Compassion reminds us that people only use food banks because they and their families do not have enough to eat. Jesus asked the disciples, “Did you (or not) feed the hungry; if you did (or not) this for the least of my brothers and sisters you did it for me.” He did not make a hierarchy of which hungry people were most deserving.
Returning to Herod’s Slaughter of the Innocents atrocity in today’s Gospel, I ask why the story shocks us so much. Maybe we react so strongly because King Herod unleashed a killing spree. Or was it because the victims were little children? As parents and grandparents, we can’t help reacting with empathy – what if my child or grandchild was a victim? But pure emotion does not always lead to the most compassionate – and hence the most Christian – response. In the words of the hymn Take my life and let it be, “take my intellect and use every power as thou shalt choose”. That means compassion rather than empathy. We must use head as well as heart.

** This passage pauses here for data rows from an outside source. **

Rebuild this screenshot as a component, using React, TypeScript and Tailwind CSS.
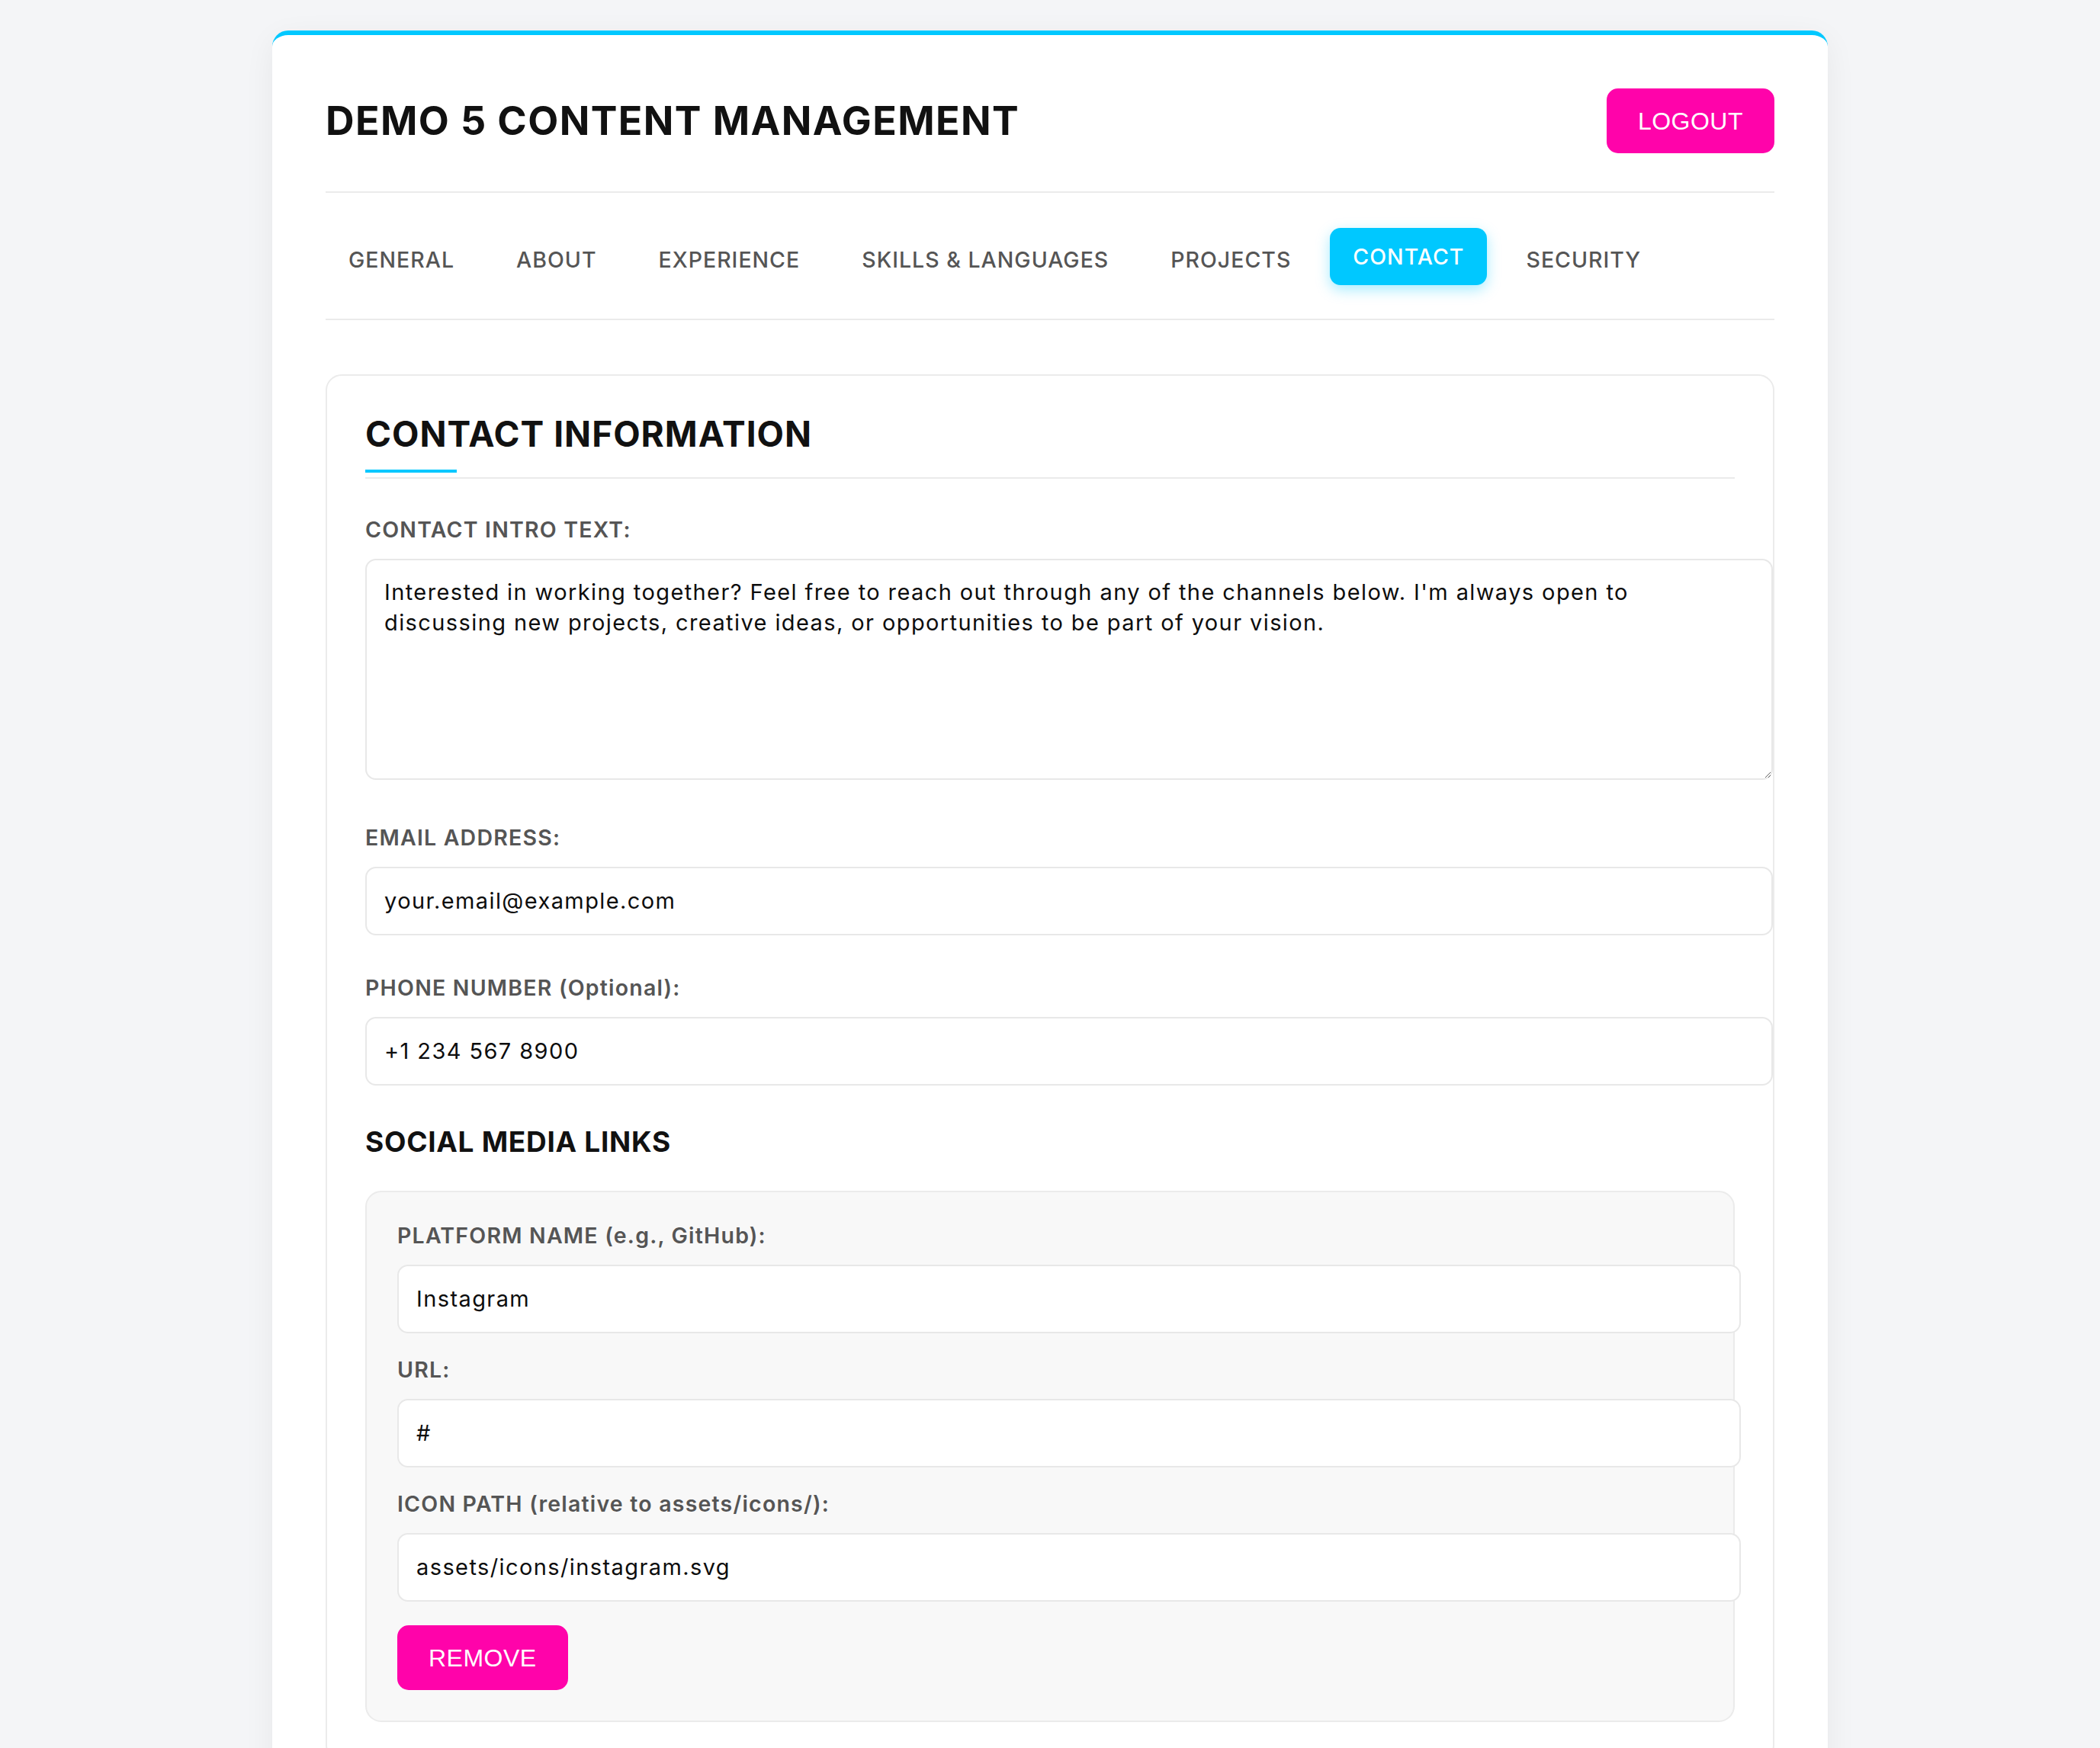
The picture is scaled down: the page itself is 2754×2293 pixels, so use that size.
const TABS = ["GENERAL", "ABOUT", "EXPERIENCE", "SKILLS & LANGUAGES", "PROJECTS", "CONTACT", "SECURITY"]

const labelCls =
  "block text-[28.5px] leading-[34px] font-semibold tracking-[1.2px] text-[#555] mb-[21px]"

const inputCls =
  "box-content block w-full h-[40px] px-[23px] py-[23px] border-2 border-[#e8e8e8] rounded-[14px] bg-white text-[29px] leading-[40px] tracking-[1.4px] text-[#0d0d0d] outline-none font-['Inter',sans-serif]"

interface FieldProps {
  label: string,
  value: string,
  spacing?: string
}

const Field = ({ label, value, spacing = "mb-[52px]" }: FieldProps) => (
  <div className={spacing}>
    <label className={labelCls}>{label}</label>
    <input type="text" defaultValue={value} className={inputCls} />
  </div>
)

const PinkButton = ({ label }: { label: string }) => (
  <button className="h-[85px] px-[41px] rounded-[15px] bg-[#ff03aa] text-white text-[32px] tracking-[0.5px] font-['Liberation_Sans',Arial,sans-serif]">
    {label}
  </button>
)

const Tab = ({ label, active = false }: { label: string, active?: boolean }) => (
  <button
    className={
      active
        ? "px-[30px] py-[21px] leading-[33px] rounded-[14px] bg-[#00c8ff] text-white text-[28.5px] font-medium tracking-[1px] -translate-y-[4px] shadow-[0_6px_18px_rgba(0,200,255,0.35)]"
        : "px-[30px] py-[21px] leading-[33px] rounded-[14px] text-[#555] text-[28.5px] font-medium tracking-[1px]"
    }
  >
    {label}
  </button>
)

export default function App() {
  return (
    <div className="min-h-screen bg-[#f4f5f7] pt-[40px] font-['Inter',sans-serif]">
      <div className="w-[2040px] mx-auto bg-white rounded-[21px] border-t-[6px] border-[#00c8ff] px-[70px] pt-[70px] pb-[60px] shadow-[0_10px_40px_rgba(0,0,0,0.06)]">
        {/* header */}
        <div className="flex items-center justify-between pb-[50px] border-b-2 border-[#ebebeb]">
          <h1 className="text-[52px] leading-[62px] font-bold tracking-[1.4px] text-[#111]">
            DEMO 5 CONTENT MANAGEMENT
          </h1>
          <PinkButton label="LOGOUT" />
        </div>

        {/* tabs */}
        <nav className="flex items-center gap-[21px] pt-[50px] pb-[40px] border-b-2 border-[#ebebeb]">
          {TABS.map((t) => (
            <Tab key={t} label={t} active={t === "CONTACT"} />
          ))}
        </nav>

        {/* contact section */}
        <section className="mt-[71px] border-2 border-[#ebebeb] rounded-[21px] px-[50px] pt-[50px] pb-[50px]">
          <div className="border-b-2 border-[#ebebeb] pb-[6px] mb-[50px]">
            <h2 className="text-[46px] leading-[53px] font-bold tracking-[1px] text-[#111]">
              CONTACT INFORMATION
            </h2>
            <div className="mt-[20px] w-[120px] h-[4px] bg-[#00c8ff]" />
          </div>

          <div className="mb-[59px]">
            <label className={labelCls}>CONTACT INTRO TEXT:</label>
            <textarea
              className="box-border block w-[calc(100%+50px)] h-[290px] pl-[23px] pr-[110px] py-[22px] border-2 border-[#e8e8e8] rounded-[14px] bg-white text-[29px] leading-[40px] tracking-[1.4px] text-[#0d0d0d] outline-none font-['Inter',sans-serif]"
              defaultValue="Interested in working together? Feel free to reach out through any of the channels below. I'm always open to discussing new projects, creative ideas, or opportunities to be part of your vision."
            />
          </div>

          <Field label="EMAIL ADDRESS:" value="your.email@example.com" />
          <Field label="PHONE NUMBER (Optional):" value="+1 234 567 8900" />

          <h3 className="pt-[1px] text-[37px] leading-[42px] font-bold tracking-[0.7px] text-[#111] mb-[43px]">
            SOCIAL MEDIA LINKS
          </h3>

          <div className="border-2 border-[#ebebeb] rounded-[21px] bg-[#f8f8f8] p-[40px]">
            <Field label="PLATFORM NAME (e.g., GitHub):" value="Instagram" spacing="mb-[31px]" />
            <Field label="URL:" value="#" spacing="mb-[31px]" />
            <Field label="ICON PATH (relative to assets/icons/):" value="assets/icons/instagram.svg" spacing="mb-[31px]" />
            <PinkButton label="REMOVE" />
          </div>
        </section>
      </div>
    </div>
  )
}
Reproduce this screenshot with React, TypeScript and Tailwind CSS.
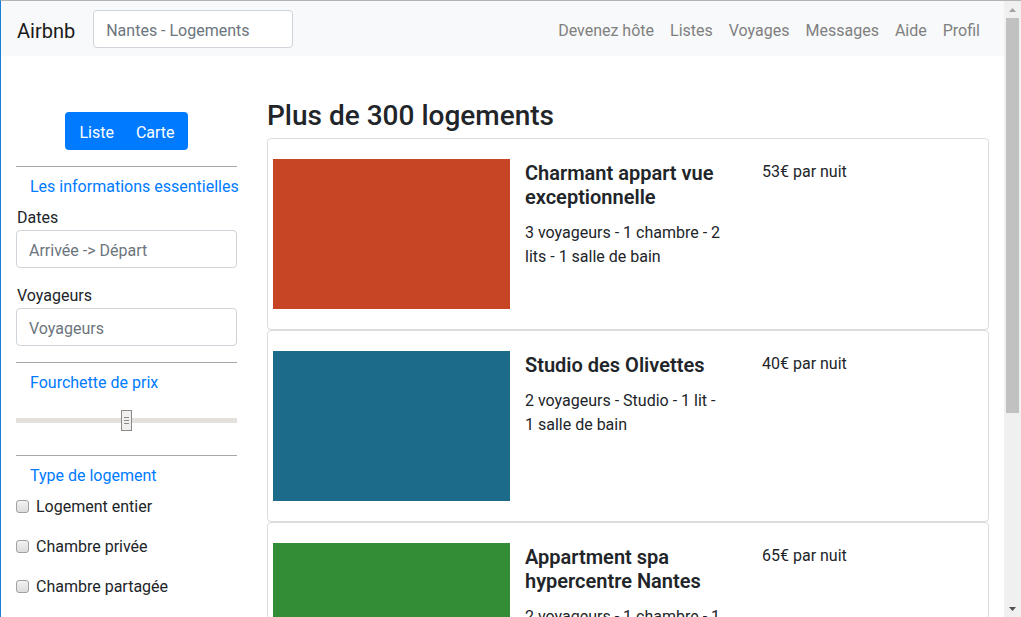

Fear and anger cause the slaughter of innocent people
The first verse of a hymn by Carolyn Winfrey Gillette reads thus. A voice was heard in Ramah that could not be consoled, as Rachel wept for children she could no longer hold. // For Herod ruled the nation, yet feared the Infant King. How great the devastation that fear and anger bring!
How great the devastation that fear and anger bring! reminds us how this New Testament story is our story today. Herod’s fear and anger led to the Slaughter of the Innocents. Pilate’s fear and anger of the crowd led to Jesus’ death on Good Friday. Fear and anger have prompted people to demand ever harsher sentences on criminals – minimum sentences and excessive use of solitary confinement. Most probably, it was the fear and anger of President George Bush and the American people at the events of September 11, 2001 that unleashed the disastrous events of this century in the Middle East.